The Hawaiian bobtail squid hunt for food at night to hide from predators. They turn on colourful lights inside their bodies to attract prey and to prevent shadows appearing underneath them. The light is provided by bacteria Vibrio fischeri inside their body that lives happily there causing no harm!

Check out the first minute of this video where microbiologist Dr Siouxsie Wiles, an Associate Professor and head of the Bioluminescent Superbugs Lab at the University of Auckland, New Zealand (she did her degree at the University of Edinburgh!), explains how the light that the Hawaiian bobtail squid makes camouflages them:

YouTube Video: The Hawaiian bobtail squid - when science and nature collide

The blue-ringed octopus lives deep in the sea. They can protect themselves from the prey by first poisoning and then eating it. But they cannot make the toxic substance on their own… they need bacteria called Vibrio to make the toxin, which lives in their saliva.

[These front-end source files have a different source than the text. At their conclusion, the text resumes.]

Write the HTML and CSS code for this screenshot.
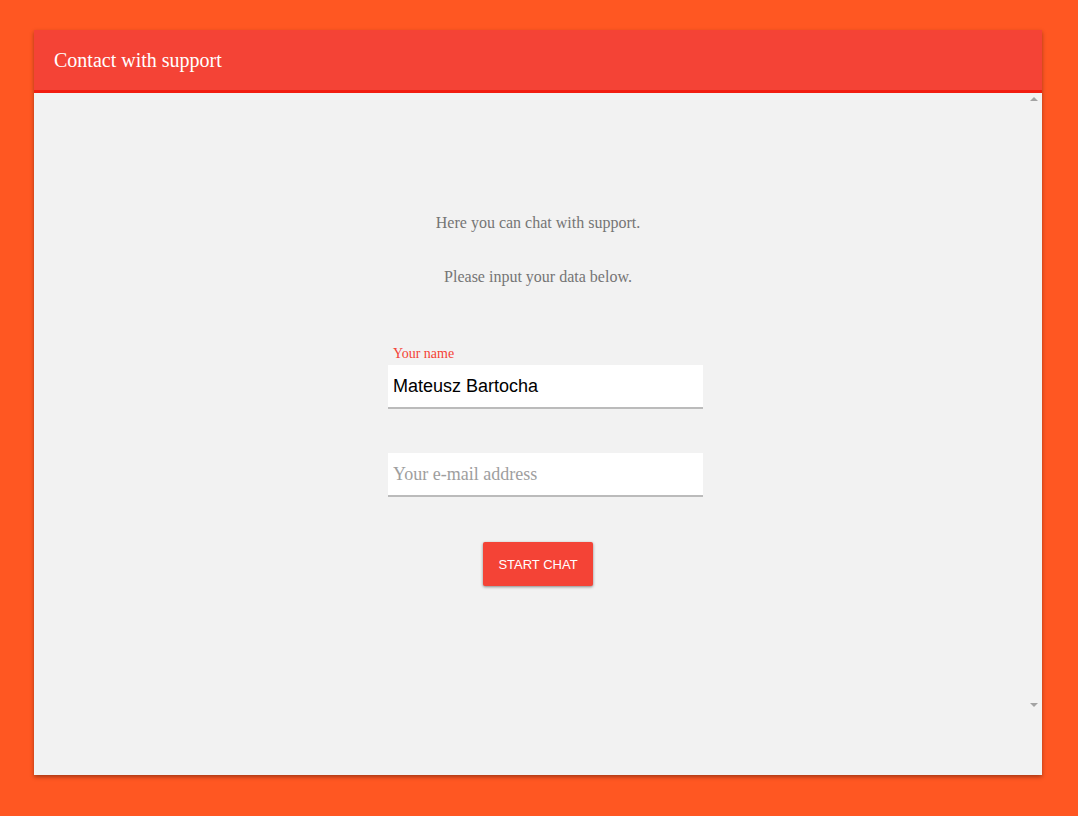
FILE: index.html
```html
<!DOCTYPE html>
<html>
<head>
<meta charset="utf-8">
<link rel="stylesheet" href="styles.css">
</head>
<body>
<div class="page">
  <div class="panel">
    <div class="header">Contact with support</div>
    <div class="content">
      <div class="scroll-up"></div>
      <div class="scroll-down"></div>
      <p class="intro">Here you can chat with support.</p>
      <p class="intro second">Please input your data below.</p>
      <div class="field">
        <label class="label">Your name</label>
        <input class="input filled" type="text" value="Mateusz Bartocha">
      </div>
      <div class="field">
        <input class="input" type="text" placeholder="Your e-mail address">
      </div>
      <button class="btn">START CHAT</button>
    </div>
  </div>
</div>
</body>
</html>
```

FILE: styles.css
```css
html, body {
  margin: 0;
  padding: 0;
  height: 100%;
}
body {
  background: #ff5722;
  font-family: "Liberation Serif", serif;
}
.page {
  box-sizing: border-box;
  height: 816px;
  padding: 30px 36px 41px 34px;
  display: flex;
}
.panel {
  flex: 1;
  display: flex;
  flex-direction: column;
  background: #f2f2f2;
  box-shadow: 0 2px 4px rgba(0,0,0,0.35);
}
.header {
  box-sizing: border-box;
  height: 63px;
  background: #f44336;
  border-bottom: 3px solid #f21d10;
  color: #fff;
  font-size: 20px;
  padding: 0 20px;
  display: flex;
  align-items: center;
}
.content {
  position: relative;
  flex: 1;
  display: flex;
  flex-direction: column;
  align-items: center;
  padding-top: 121px;
}
.scroll-up, .scroll-down {
  position: absolute;
  right: 4px;
  width: 0;
  height: 0;
  border-left: 4px solid transparent;
  border-right: 4px solid transparent;
}
.scroll-up {
  top: 4px;
  border-bottom: 4px solid #a3a3a3;
}
.scroll-down {
  top: 610px;
  border-top: 4px solid #a3a3a3;
}
.intro {
  margin: 0;
  font-size: 16px;
  line-height: 18px;
  color: #757575;
}
.intro.second {
  margin-top: 36px;
  margin-bottom: 60px;
}
.field {
  width: 315px;
  display: flex;
  flex-direction: column;
  margin: 0 0 44px 15px;
}
.label {
  font-size: 14px;
  line-height: 16px;
  color: #f44336;
  padding-left: 5px;
  margin-bottom: 3px;
}
.input {
  box-sizing: border-box;
  height: 44px;
  width: 315px;
  border: none;
  border-bottom: 2px solid #bbbbbb;
  background: #fff;
  padding: 0 5px;
  margin: 0;
  outline: none;
  font-family: "Liberation Serif", serif;
  font-size: 18px;
  color: #000;
}
.input.filled {
  font-family: "Liberation Sans", Arial, sans-serif;
}
.input::placeholder {
  color: #9e9e9e;
}
.btn {
  margin-top: 1px;
  width: 110px;
  height: 44px;
  border: none;
  border-radius: 2px;
  background: #f44336;
  color: #fff;
  font-family: "Liberation Sans", Arial, sans-serif;
  font-size: 13px;
  box-shadow: 0 1px 3px rgba(0,0,0,0.45);
  cursor: pointer;
}
```
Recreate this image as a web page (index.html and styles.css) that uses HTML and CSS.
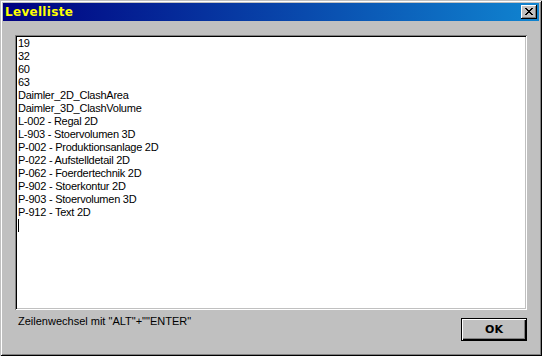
FILE: index.html
```html
<!DOCTYPE html>
<html>
<head>
<meta charset="utf-8">
<link rel="stylesheet" href="styles.css">
</head>
<body>
<div class="window">
  <div class="titlebar">
    <span class="title">Levelliste</span>
    <button class="close" aria-label="Schließen">
      <svg width="8" height="7" viewBox="0 0 8 7" shape-rendering="crispEdges">
        <path d="M0 0h2v1H0zM6 0h2v1H6zM1 1h2v1H1zM5 1h2v1H5zM2 2h4v1H2zM3 3h2v1H3zM2 4h4v1H2zM1 5h2v1H1zM5 5h2v1H5zM0 6h2v1H0zM6 6h2v1H6z" fill="#000"/>
      </svg>
    </button>
  </div>
  <div class="client">
    <div class="edit">
      <div class="line">19</div>
      <div class="line">32</div>
      <div class="line">60</div>
      <div class="line">63</div>
      <div class="line">Daimler_2D_ClashArea</div>
      <div class="line">Daimler_3D_ClashVolume</div>
      <div class="line">L-002 - Regal 2D</div>
      <div class="line">L-903 - Stoervolumen 3D</div>
      <div class="line">P-002 - Produktionsanlage 2D</div>
      <div class="line">P-022 - Aufstelldetail 2D</div>
      <div class="line">P-062 - Foerdertechnik 2D</div>
      <div class="line">P-902 - Stoerkontur 2D</div>
      <div class="line">P-903 - Stoervolumen 3D</div>
      <div class="line">P-912 - Text 2D</div>
      <div class="line"><span class="caret"></span></div>
    </div>
    <div class="footer">
      <span class="hint">Zeilenwechsel mit "ALT"+""ENTER"</span>
      <button class="ok">OK</button>
    </div>
  </div>
</div>
</body>
</html>
```

FILE: styles.css
```css
html, body {
  margin: 0;
  padding: 0;
  background: #c0c0c0;
}

.window {
  width: 542px;
  height: 356px;
  box-sizing: border-box;
  padding: 3px;
  background: #c0c0c0;
  box-shadow: inset 1px 1px 0 #c0c0c0, inset -1px -1px 0 #000000,
              inset 2px 2px 0 #ffffff, inset -2px -2px 0 #808080;
  display: flex;
  flex-direction: column;
  font-family: "Liberation Sans", Arial, sans-serif;
  font-size: 11px;
  color: #000;
}

.titlebar {
  height: 18px;
  background: linear-gradient(to right, #000080, #1084d0);
  display: flex;
  align-items: center;
  justify-content: space-between;
  padding: 0 2px 0 2px;
}

.title {
  color: #ffff00;
  font-family: "DejaVu Sans", "Liberation Sans", sans-serif;
  font-weight: bold;
  font-size: 12px;
  letter-spacing: 0.3px;
}

.close {
  width: 16px;
  height: 14px;
  padding: 0;
  margin: 0;
  border: none;
  background: #c0c0c0;
  box-shadow: inset -1px -1px 0 #000000, inset 1px 1px 0 #ffffff,
              inset -2px -2px 0 #808080;
  display: flex;
  align-items: center;
  justify-content: center;
}

.close svg {
  display: block;
  margin: 0 1px 1px 0;
}

.client {
  flex: 1;
  display: flex;
  flex-direction: column;
  padding: 14px 12px 0 12px;
}

.edit {
  height: 275px;
  box-sizing: border-box;
  background: #ffffff;
  padding: 2px 3px;
  letter-spacing: -0.25px;
  box-shadow: inset 1px 1px 0 #808080, inset -1px -1px 0 #ffffff,
              inset 2px 2px 0 #000000, inset -2px -2px 0 #c0c0c0;
}

.line {
  height: 13px;
  line-height: 13px;
  white-space: pre;
}

.caret {
  display: inline-block;
  width: 1px;
  height: 13px;
  background: #000;
  vertical-align: top;
}

.footer {
  display: flex;
  justify-content: space-between;
  align-items: flex-start;
  padding: 5px 0 0 3px;
}

.hint {
  line-height: 13px;
}

.ok {
  width: 66px;
  height: 23px;
  margin-top: 3px;
  padding: 0;
  border: 1px solid #000;
  background: #c0c0c0;
  box-shadow: inset 1px 1px 0 #ffffff, inset -1px -1px 0 #000000,
              inset -2px -2px 0 #808080;
  font-family: "DejaVu Sans", "Liberation Sans", sans-serif;
  font-weight: bold;
  font-size: 11px;
  color: #000;
}
```
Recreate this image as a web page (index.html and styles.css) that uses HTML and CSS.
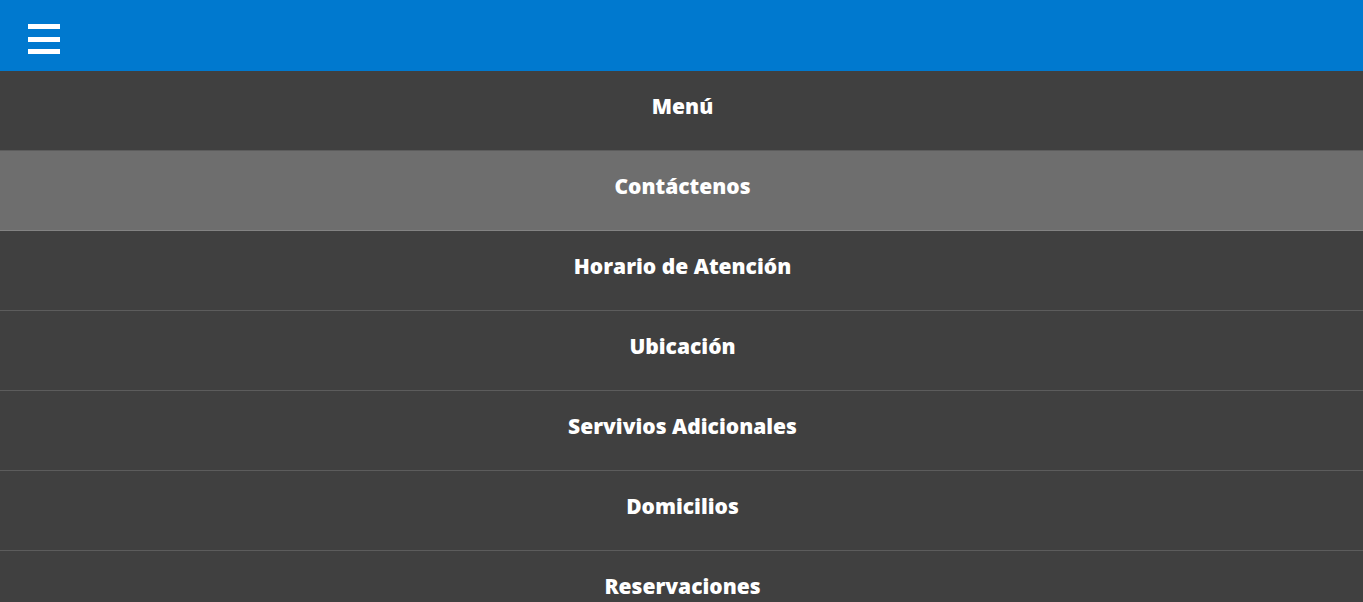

The blue-ringed octopus sends out a warning signal to tell predators that it is poisonous. Check out this video of a blue-lined octopus, a member of the blue-ringed octopus group, to see what this signal is:

Blue Ringed Octopus

These are examples of a symbiotic relationship – where the microbe lives together with the other species. In these cases, one species (the leaf-cutter ant, the squid or the octopus) benefits from the other (the microbe) but no harm is caused to either of them. Not every symbiotic relationship is helpful.

In our final fact, we return to lichens, which you hunted for earlier this week, they are another example of a symbiotic relationship.

The origin of plants is thanks to microbes

Watch this video which features Chris, one of our microbiologists, as he explains why plants are green!

Chris Earl
Meet the Scientist - Chris Earl

Chris Earl was born in Dundee and completed a Molecular Biology degree and a Ph.D. in Microbiology both at the University of Dundee. Still based here, Chris is now investigating how some species of bacteria can inject toxins into other bacteria to kill them. The benefit of this, is that by removing competitors from the environment the bacteria now no longer compete for the same scarce, vital nutrients. These toxins may one day be used by humans as antibiotics to kill harmful bacteria which cause human disease.